Exercise instructions: Include the line containing "const justified = 'text-justify" and all lines before it, repeated exactly from the listing below, without pictures.

Collected data:
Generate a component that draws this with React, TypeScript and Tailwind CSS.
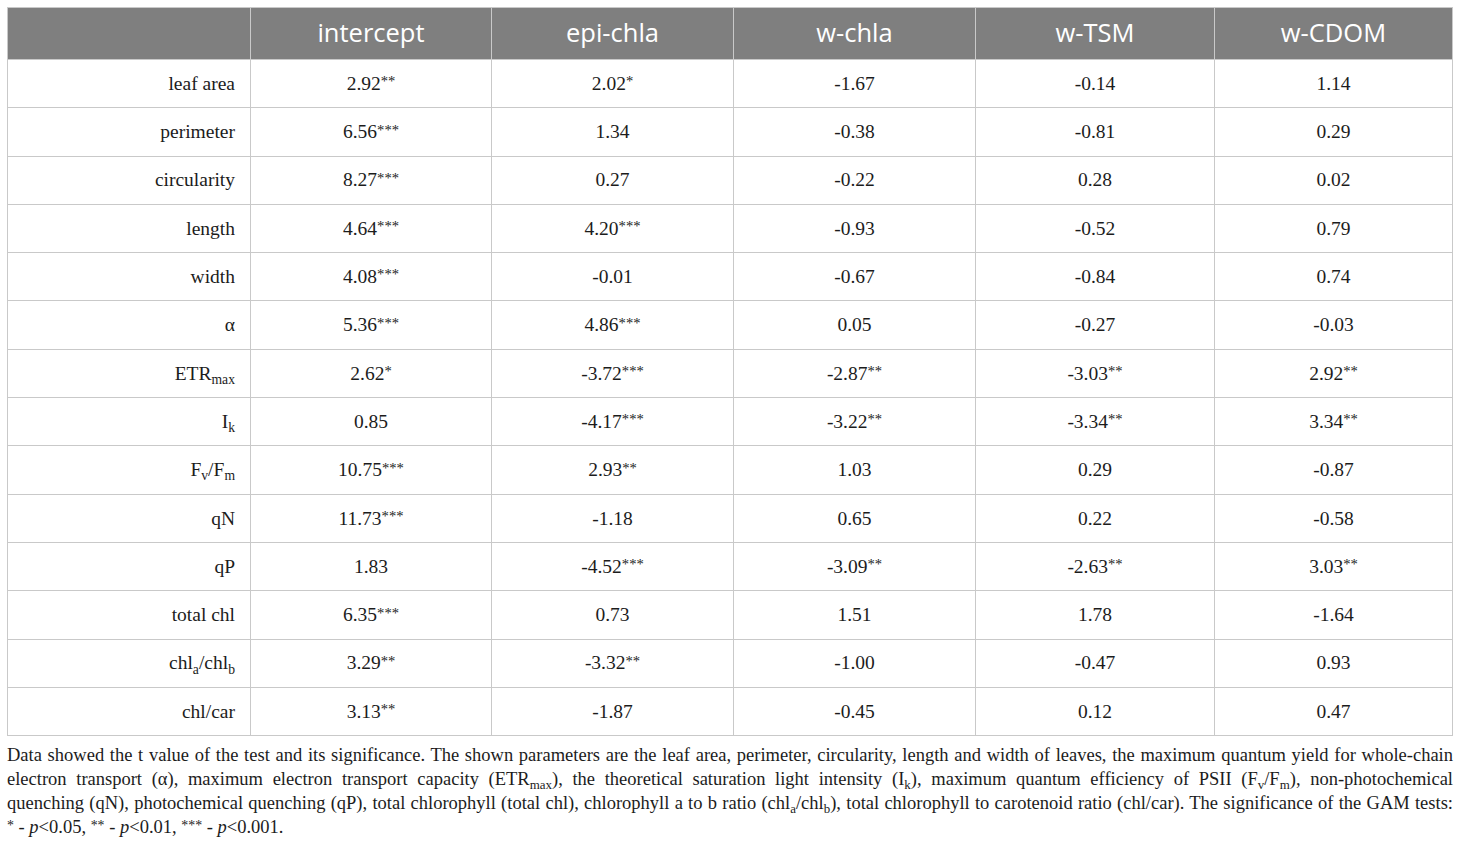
import React from 'react';

type Cell = React.ReactNode;

const S: React.FC<{ children: React.ReactNode }> = ({ children }) => (
    <span className="relative top-[0.3em] text-[0.7em] leading-none">{children}</span>
);

const Star: React.FC<{ children: React.ReactNode }> = ({ children }) => (
    <span className="relative top-[-0.25em] text-[0.75em] leading-none">{children}</span>
);

const headers = ['', 'intercept', 'epi-chla', 'w-chla', 'w-TSM', 'w-CDOM'];

const rows: Cell[][] = [
    ['leaf area', '2.92**', '2.02*', '-1.67', '-0.14', '1.14'],
    ['perimeter', '6.56***', '1.34', '-0.38', '-0.81', '0.29'],
    ['circularity', '8.27***', '0.27', '-0.22', '0.28', '0.02'],
    ['length', '4.64***', '4.20***', '-0.93', '-0.52', '0.79'],
    ['width', '4.08***', '-0.01', '-0.67', '-0.84', '0.74'],
    ['α', '5.36***', '4.86***', '0.05', '-0.27', '-0.03'],
    [<>ETR<S>max</S></>, '2.62*', '-3.72***', '-2.87**', '-3.03**', '2.92**'],
    [<>I<S>k</S></>, '0.85', '-4.17***', '-3.22**', '-3.34**', '3.34**'],
    [<>F<S>v</S>/F<S>m</S></>, '10.75***', '2.93**', '1.03', '0.29', '-0.87'],
    ['qN', '11.73***', '-1.18', '0.65', '0.22', '-0.58'],
    ['qP', '1.83', '-4.52***', '-3.09**', '-2.63**', '3.03**'],
    ['total chl', '6.35***', '0.73', '1.51', '1.78', '-1.64'],
    [<>chl<S>a</S>/chl<S>b</S></>, '3.29**', '-3.32**', '-1.00', '-0.47', '0.93'],
    ['chl/car', '3.13**', '-1.87', '-0.45', '0.12', '0.47'],
];

// split a trailing run of asterisks off so it can sit raised
const Val: React.FC<{ v: Cell }> = ({ v }) => {
    if (typeof v !== 'string') return <>{v}</>;
    const m = v.match(/^([^*]*)(\*+)$/);
    if (!m) return <>{v}</>;
    return (
        <>
            {m[1]}
            <Star>{m[2]}</Star>
        </>
    );
};

const justified = 'text-justify [text-align-last:justify] whitespace-nowrap';

const App: React.FC = () => {
    return (
        <div className="w-[1460px] h-[847px] bg-white px-[7px] pt-[7px] text-[#1c1c1c]">
            <table className="w-[1445px] border-collapse table-fixed font-['Liberation_Serif',serif]">
                <colgroup>
                    <col className="w-[243px]" />
                    <col className="w-[241px]" />
                    <col className="w-[242px]" />
                    <col className="w-[242px]" />
                    <col className="w-[239px]" />
                    <col className="w-[238px]" />
                </colgroup>
                <thead>
                    <tr className="h-[52px] bg-[#7f7f7f]">
                        {headers.map((h, i) => (
                            <th
                                key={i}
                                className="border border-[#c9c9c9] text-center font-normal text-white text-[25.5px] leading-none font-['Open_Sans',sans-serif] pb-[1px]"
                            >
                                {h}
                            </th>
                        ))}
                    </tr>
                </thead>
                <tbody>
                    {rows.map((r, ri) => (
                        <tr key={ri} className="h-[48.3px]">
                            {r.map((c, ci) => (
                                <td
                                    key={ci}
                                    className={`border border-[#c9c9c9] text-[19.5px] leading-none ${ci === 0 ? 'text-right pr-[15px]' : 'text-center'}`}
                                >
                                    <Val v={c} />
                                </td>
                            ))}
                        </tr>
                    ))}
                </tbody>
            </table>
            <div className="mt-[7px] text-[18.5px] leading-[24px] font-['Liberation_Serif',serif]">
                <p className={justified}>
                    Data showed the t value of the test and its significance. The shown parameters are the leaf area, perimeter, circularity, length and width of leaves, the maximum quantum yield for whole-chain
                </p>
                <p className={justified}>
                    electron transport (α), maximum electron transport capacity (ETR<S>max</S>), the theoretical saturation light intensity (I<S>k</S>), maximum quantum efficiency of PSII (F<S>v</S>/F<S>m</S>), non-photochemical
                </p>
                <p className={justified}>
                    quenching (qN), photochemical quenching (qP), total chlorophyll (total chl), chlorophyll a to b ratio (chl<S>a</S>/chl<S>b</S>), total chlorophyll to carotenoid ratio (chl/car). The significance of the GAM tests:
                </p>
                <p>
                    <Star>*</Star> - <i>p</i>&lt;0.05, <Star>**</Star> - <i>p</i>&lt;0.01, <Star>***</Star> - <i>p</i>&lt;0.001.
                </p>
            </div>
        </div>
    );
};

export default App;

Solution to the exercise:
Generate a component that draws this with React, TypeScript and Tailwind CSS.
import React from 'react';

type Cell = React.ReactNode;

const S: React.FC<{ children: React.ReactNode }> = ({ children }) => (
    <span className="relative top-[0.3em] text-[0.7em] leading-none">{children}</span>
);

const Star: React.FC<{ children: React.ReactNode }> = ({ children }) => (
    <span className="relative top-[-0.25em] text-[0.75em] leading-none">{children}</span>
);

const headers = ['', 'intercept', 'epi-chla', 'w-chla', 'w-TSM', 'w-CDOM'];

const rows: Cell[][] = [
    ['leaf area', '2.92**', '2.02*', '-1.67', '-0.14', '1.14'],
    ['perimeter', '6.56***', '1.34', '-0.38', '-0.81', '0.29'],
    ['circularity', '8.27***', '0.27', '-0.22', '0.28', '0.02'],
    ['length', '4.64***', '4.20***', '-0.93', '-0.52', '0.79'],
    ['width', '4.08***', '-0.01', '-0.67', '-0.84', '0.74'],
    ['α', '5.36***', '4.86***', '0.05', '-0.27', '-0.03'],
    [<>ETR<S>max</S></>, '2.62*', '-3.72***', '-2.87**', '-3.03**', '2.92**'],
    [<>I<S>k</S></>, '0.85', '-4.17***', '-3.22**', '-3.34**', '3.34**'],
    [<>F<S>v</S>/F<S>m</S></>, '10.75***', '2.93**', '1.03', '0.29', '-0.87'],
    ['qN', '11.73***', '-1.18', '0.65', '0.22', '-0.58'],
    ['qP', '1.83', '-4.52***', '-3.09**', '-2.63**', '3.03**'],
    ['total chl', '6.35***', '0.73', '1.51', '1.78', '-1.64'],
    [<>chl<S>a</S>/chl<S>b</S></>, '3.29**', '-3.32**', '-1.00', '-0.47', '0.93'],
    ['chl/car', '3.13**', '-1.87', '-0.45', '0.12', '0.47'],
];

// split a trailing run of asterisks off so it can sit raised
const Val: React.FC<{ v: Cell }> = ({ v }) => {
    if (typeof v !== 'string') return <>{v}</>;
    const m = v.match(/^([^*]*)(\*+)$/);
    if (!m) return <>{v}</>;
    return (
        <>
            {m[1]}
            <Star>{m[2]}</Star>
        </>
    );
};

const justified = 'text-justify [text-align-last:justify] whitespace-nowrap';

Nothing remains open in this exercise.